Alangkah besarnya pengaruh yang terjalin
dalam hidup kasih-sayang antara dia dengan Khadijah sebagai isteri yang sungguh
setia itu.
Pergaulan Muhammad dengan penduduk Mekah tidak terputus, juga
partisipasinya dalam kehidupan masyarakat hari-hari. Pada waktu itu masyarakat
sedang sibuk karena bencana banjir besar yang turun dari gunung, pernah menimpa
dan meretakkan dinding-dinding Ka’bah yang memang sudah rapuk. Sebelum itupun
pihak Quraisy memang sudah memikirkannya. Tempat yang tidak beratap itu menjadi
sasaran pencuri mengambil barang-barang berharga di dalamnya. Hanya saja Quraisy
merasa takut; kalau bangunannya diperkuat, pintunya ditinggikan dan diberi
beratap, dewa Ka’bah yang suci itu akan menurunkan bencana kepada mereka.
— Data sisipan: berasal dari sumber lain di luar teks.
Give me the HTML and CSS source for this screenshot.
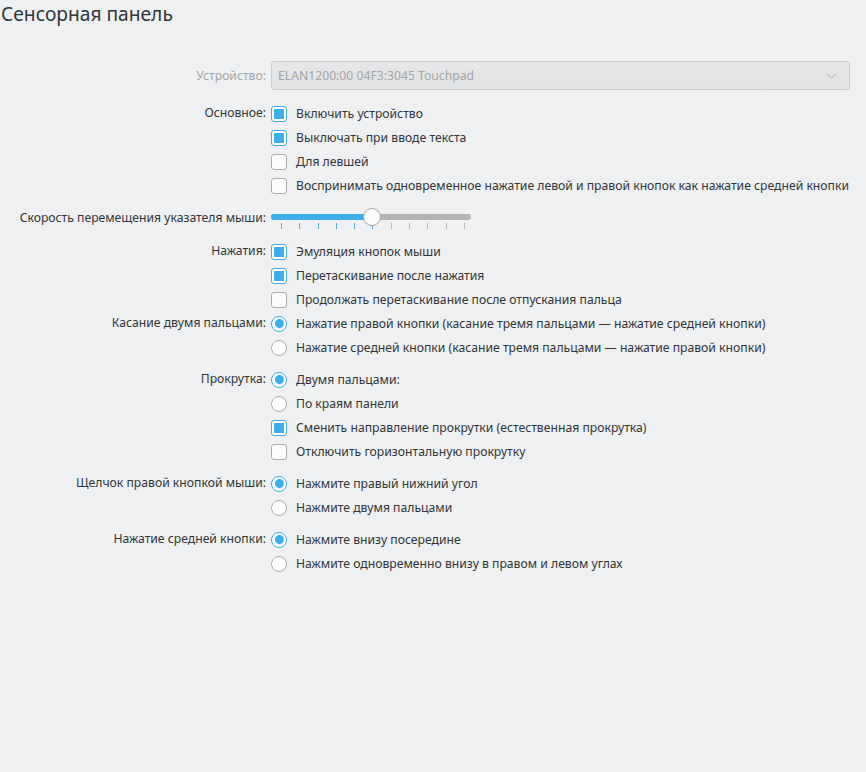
FILE: index.html
```html
<!DOCTYPE html>
<html lang="ru">
  <head>
    <meta charset="UTF-8" />
    <meta name="viewport" content="width=device-width, initial-scale=1.0" />
    <title>Сенсорная панель</title>
    <link rel="stylesheet" href="styles.css">
  </head>
  <body>
    <h1 class="title">Сенсорная панель</h1>

    <div class="form">
      <div class="field device">
        <span class="lbl disabled">Устройство:</span>
        <div class="combo">
          <span>ELAN1200:00 04F3:3045 Touchpad</span>
          <svg class="chevron" width="11" height="6" viewBox="0 0 11 6">
            <polyline points="0.5,0.5 5.5,5 10.5,0.5" fill="none" stroke="#a9abad" stroke-width="1" />
          </svg>
        </div>
      </div>

      <div class="field">
        <span class="lbl">Основное:</span>
        <div class="opts">
          <label class="opt"><span class="box checked"></span>Включить устройство</label>
          <label class="opt"><span class="box checked"></span>Выключать при вводе текста</label>
          <label class="opt"><span class="box"></span>Для левшей</label>
          <label class="opt"><span class="box"></span>Воспринимать одновременное нажатие левой и правой кнопок как нажатие средней кнопки</label>
        </div>
      </div>

      <div class="field speed">
        <span class="lbl">Скорость перемещения указателя мыши:</span>
        <div class="slider">
          <div class="rail">
            <div class="track"><div class="fill"></div></div>
            <div class="handle"></div>
          </div>
          <div class="ticks">
            <i class="on"></i><i class="on"></i><i class="on"></i><i class="on"></i><i class="on"></i><i class="on"></i>
            <i></i><i></i><i></i><i></i><i></i>
          </div>
        </div>
      </div>

      <div class="field">
        <span class="lbl">Нажатия:</span>
        <div class="opts">
          <label class="opt"><span class="box checked"></span>Эмуляция кнопок мыши</label>
          <label class="opt"><span class="box checked"></span>Перетаскивание после нажатия</label>
          <label class="opt"><span class="box"></span>Продолжать перетаскивание после отпускания пальца</label>
        </div>
      </div>

      <div class="field">
        <span class="lbl">Касание двумя пальцами:</span>
        <div class="opts">
          <label class="opt"><span class="radio checked"></span>Нажатие правой кнопки (касание тремя пальцами — нажатие средней кнопки)</label>
          <label class="opt"><span class="radio"></span>Нажатие средней кнопки (касание тремя пальцами — нажатие правой кнопки)</label>
        </div>
      </div>

      <div class="field sep">
        <span class="lbl">Прокрутка:</span>
        <div class="opts">
          <label class="opt"><span class="radio checked"></span>Двумя пальцами:</label>
          <label class="opt"><span class="radio"></span>По краям панели</label>
          <label class="opt"><span class="box checked"></span>Сменить направление прокрутки (естественная прокрутка)</label>
          <label class="opt"><span class="box"></span>Отключить горизонтальную прокрутку</label>
        </div>
      </div>

      <div class="field sep">
        <span class="lbl">Щелчок правой кнопкой мыши:</span>
        <div class="opts">
          <label class="opt"><span class="radio checked"></span>Нажмите правый нижний угол</label>
          <label class="opt"><span class="radio"></span>Нажмите двумя пальцами</label>
        </div>
      </div>

      <div class="field sep">
        <span class="lbl">Нажатие средней кнопки:</span>
        <div class="opts">
          <label class="opt"><span class="radio checked"></span>Нажмите внизу посередине</label>
          <label class="opt"><span class="radio"></span>Нажмите одновременно внизу в правом и левом углах</label>
        </div>
      </div>
    </div>
  </body>
</html>
```

FILE: styles.css
```css
* {
  margin: 0;
  padding: 0;
  box-sizing: border-box;
}
body {
  background: #eff0f1;
  color: #31363b;
  font-family: "Noto Sans", "DejaVu Sans", sans-serif;
  font-size: 12.2px;
  width: 866px;
  height: 772px;
  overflow: hidden;
}
.title {
  font-size: 19.2px;
  font-weight: 400;
  line-height: 28px;
  padding-left: 1px;
}
.form {
  margin-top: 33px;
}
.field {
  display: grid;
  grid-template-columns: 266px 1fr;
  column-gap: 5px;
}
.field.sep {
  margin-top: 8px;
}
.lbl {
  text-align: right;
  line-height: 24px;
  white-space: nowrap;
}
.lbl.disabled {
  color: #a4a6a8;
}

/* device combo */
.device {
  margin-bottom: 11px;
}
.device .lbl {
  line-height: 29px;
}
.combo {
  width: 579px;
  height: 29px;
  display: flex;
  align-items: center;
  justify-content: space-between;
  padding: 0 12px 0 6px;
  border: 1px solid #c9cbcd;
  border-radius: 3px;
  background: linear-gradient(#e6e7e8, #e1e2e4);
  color: #a4a6a8;
}

/* checkboxes and radios */
.opt {
  display: flex;
  align-items: center;
  height: 24px;
  white-space: nowrap;
}
.box,
.radio {
  flex: none;
  width: 16px;
  height: 16px;
  margin: 1px 9px 0 0;
  border: 1px solid #a9abad;
  background: #fcfcfc;
  display: flex;
  align-items: center;
  justify-content: center;
}
.box {
  border-radius: 3px;
}
.radio {
  border-radius: 50%;
}
.box.checked,
.radio.checked {
  border-color: #3daee9;
  background: #fff;
}
.box.checked::after {
  content: "";
  width: 10px;
  height: 10px;
  border-radius: 1px;
  background: #3daee9;
}
.radio.checked::after {
  content: "";
  width: 9px;
  height: 9px;
  border-radius: 50%;
  background: #3daee9;
}

/* slider */
.speed {
  height: 42px;
}
.speed .lbl {
  padding-top: 9px;
}
.slider {
  width: 200px;
  padding-top: 11px;
}
.rail {
  position: relative;
  height: 18px;
}
.track {
  position: absolute;
  left: 0;
  right: 0;
  top: 6px;
  height: 6px;
  border-radius: 3px;
  background: #b2b4b5;
  overflow: hidden;
}
.fill {
  width: 50%;
  height: 100%;
  background: #3daee9;
}
.handle {
  position: absolute;
  left: 92px;
  top: 0;
  width: 18px;
  height: 18px;
  border-radius: 50%;
  border: 1px solid #a4a6a8;
  background: #fcfcfc;
}
.ticks {
  display: flex;
  justify-content: space-between;
  padding: 0 6px 0 10px;
  margin-top: -3px;
}
.ticks i {
  width: 1px;
  height: 6px;
  background: #b2b4b5;
}
.ticks i.on {
  background: #5aa9d6;
}
```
Sepanjang zaman Jahiliah keadaan mereka diliputi oleh pelbagai macam legenda
yang mengancam barangsiapa yang berani mengadakan sesuatu perubahan. Dengan
demikian perbuatan itu dianggap tidak umum.
Tetapi sesudah mengalami
bencana banjir tindakan demikian itu adalah suatu keharusan, walaupun masih
serba takut-takut dan ragu-ragu. Suatu peristiwa kebetulan telah terjadi sebuah
kapal milik seorang pedagang Rumawi bernama Baqum
2 yang
datang dari Mesir terhempas di laut dan pecah. Sebenarnya Baqum ini seorang ahli
bangunan yang mengetahui juga soal-soal perdagangan. Sesudah Quraisy mengetahui
hal ini, maka berangkatlah al-Walid bin’l-Mughira dengan beberapa orang dari
Quraisy ke Jidah. Kapal itu dibelinya dari pemiliknya, yang sekalian diajaknya
berunding supaya sama-sama datang ke Mekah guna membantu mereka membangun Ka’bah
kembali. Baqum menyetujui permintaan itu. Pada waktu itu di Mekah ada seorang
Kopti yang mempunyai keahlian sebagai tukang kayu. Persetujuan tercapai bahwa
diapun akan bekerja dengan mendapat bantuan Baqum.
Sudut-sudut Ka’bah itu
oleh Quraisy dibagi empat bagian tiap kabilah mendapat satu sudut yang harus
dirombak dan dibangun kembali. Sebelum bertindak melakukan perombakan itu mereka
masih ragu-ragu, kuatir akan mendapat bencana. Kemudian al-Walid bin’l-Mughira
tampil ke depan dengan sedikit takut-takut. Setelah ia berdoa kepada
dewa-dewanya mulai ia merombak bagian sudut selatan.
3 Tinggal
lagi orang menunggu-nunggu apa yang akan dilakukan Tuhan nanti terhadap
al-Walid. Tetapi setelah ternyata sampai pagi tak terjadi apa-apa, merekapun
ramai-ramai merombaknya dan memindahkan batu-batu yang ada. Dan Muhammad ikut
pula membawa batu itu.
Setelah mereka berusaha membongkar batu hijau yang
terdapat di situ dengan pacul tidak berhasil, dibiarkannya batu itu sebagai
fondasi bangunan. Dan gunung-gunung sekitar tempat itu sekarang orang-orang
Quraisy mulai mengangkuti batu-batu granit berwarna biru, dan pembangunanpun
segera dimulai. Sesudah bangunan itu setinggi orang berdiri dan tiba saatnya
meletakkan Hajar Aswad yang disucikan di tempatnya semula di sudut timur, maka
timbullah perselisihan di kalangan Quraisy, siapa yang seharusnya mendapat
kehormatan meletakkan batu itu di tempatnya. Demikian memuncaknya perselisihan
itu sehingga hampir saja timbul perang saudara karenanya. Keluarga Abd’d-Dar dan
keluarga ‘Adi bersepakat takkan membiarkan kabilah yang manapun campur tangan
dalam kehormatan yang besar ini. Untuk itu mereka mengangkat sumpah bersama.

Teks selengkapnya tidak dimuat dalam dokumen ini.